He said Nigerians must cling to the hope that Abdullahi and
co “wish long-lasting peace and stability to our troubled federation”.
According to Chukwumerije, the only path to long-lasting
stability of the federation is the path of equity-”an understanding by all of
us that the irreducible necessity in a multi-national state like our federation
is a secular state soundly based on rule of all, on equality of rights and
obligations of all citizens”.
He said the Igbo-speaking citizens observed with disquiet
that the present constellation of security chiefs has none from the Igbo ethnic
nationality.
Ndigbo, he said, views the omission with concern “because it
means that at the highest level of consideration of the security challenges of
the country, the voice of Ndigbo will be missing”.
He said: “A society that has no respect for human life is
nearer the status of a community of animals.

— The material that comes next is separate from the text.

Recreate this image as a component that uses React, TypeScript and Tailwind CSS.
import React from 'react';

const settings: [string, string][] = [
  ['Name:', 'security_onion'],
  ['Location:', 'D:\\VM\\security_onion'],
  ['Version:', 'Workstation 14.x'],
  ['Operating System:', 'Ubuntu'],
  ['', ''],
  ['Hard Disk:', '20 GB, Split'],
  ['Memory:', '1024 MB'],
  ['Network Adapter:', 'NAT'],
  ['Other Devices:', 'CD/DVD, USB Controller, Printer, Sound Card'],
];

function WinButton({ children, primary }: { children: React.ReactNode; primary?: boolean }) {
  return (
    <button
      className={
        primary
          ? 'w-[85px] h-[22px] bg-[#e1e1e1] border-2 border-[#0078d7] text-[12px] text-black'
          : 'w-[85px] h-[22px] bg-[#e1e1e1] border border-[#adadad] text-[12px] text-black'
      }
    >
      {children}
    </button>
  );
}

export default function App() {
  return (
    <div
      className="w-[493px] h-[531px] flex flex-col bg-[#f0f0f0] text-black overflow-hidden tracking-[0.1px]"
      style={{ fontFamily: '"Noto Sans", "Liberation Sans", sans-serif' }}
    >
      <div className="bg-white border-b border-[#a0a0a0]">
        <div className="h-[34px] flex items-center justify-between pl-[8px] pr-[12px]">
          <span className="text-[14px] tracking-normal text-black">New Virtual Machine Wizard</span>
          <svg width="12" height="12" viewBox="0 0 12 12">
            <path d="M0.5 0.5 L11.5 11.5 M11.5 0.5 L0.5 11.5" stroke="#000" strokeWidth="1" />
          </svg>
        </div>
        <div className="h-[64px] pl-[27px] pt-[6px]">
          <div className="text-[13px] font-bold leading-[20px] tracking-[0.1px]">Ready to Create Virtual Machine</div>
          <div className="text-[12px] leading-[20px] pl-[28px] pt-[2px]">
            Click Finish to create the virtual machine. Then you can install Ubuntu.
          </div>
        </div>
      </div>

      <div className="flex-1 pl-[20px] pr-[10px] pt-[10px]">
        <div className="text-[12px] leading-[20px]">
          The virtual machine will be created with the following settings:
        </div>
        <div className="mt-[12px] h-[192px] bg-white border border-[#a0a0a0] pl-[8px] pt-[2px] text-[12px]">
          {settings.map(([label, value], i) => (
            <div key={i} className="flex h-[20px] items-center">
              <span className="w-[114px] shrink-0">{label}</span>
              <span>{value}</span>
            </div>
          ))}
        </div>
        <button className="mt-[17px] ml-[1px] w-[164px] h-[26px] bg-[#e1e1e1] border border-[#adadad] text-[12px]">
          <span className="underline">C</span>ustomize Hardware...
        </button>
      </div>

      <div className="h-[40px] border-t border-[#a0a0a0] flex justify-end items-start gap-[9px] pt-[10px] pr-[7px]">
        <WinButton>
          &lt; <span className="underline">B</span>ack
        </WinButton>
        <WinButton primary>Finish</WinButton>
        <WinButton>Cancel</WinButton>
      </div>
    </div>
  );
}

But the situation in the
universally acknowledged difficult terrain of a borderless war, such as
terrorism, counter terrorism and guerilla-like conflicts offers a unique
challenge.”
Chukwumerije, who spoke at the National Assembly, added:
“The motives of Prof. Ango Abdullahi and co are obviously beyond concerns about
violations of human rights. This is so because the incident of Bama (Baga) has
been investigated and put to rest long ago.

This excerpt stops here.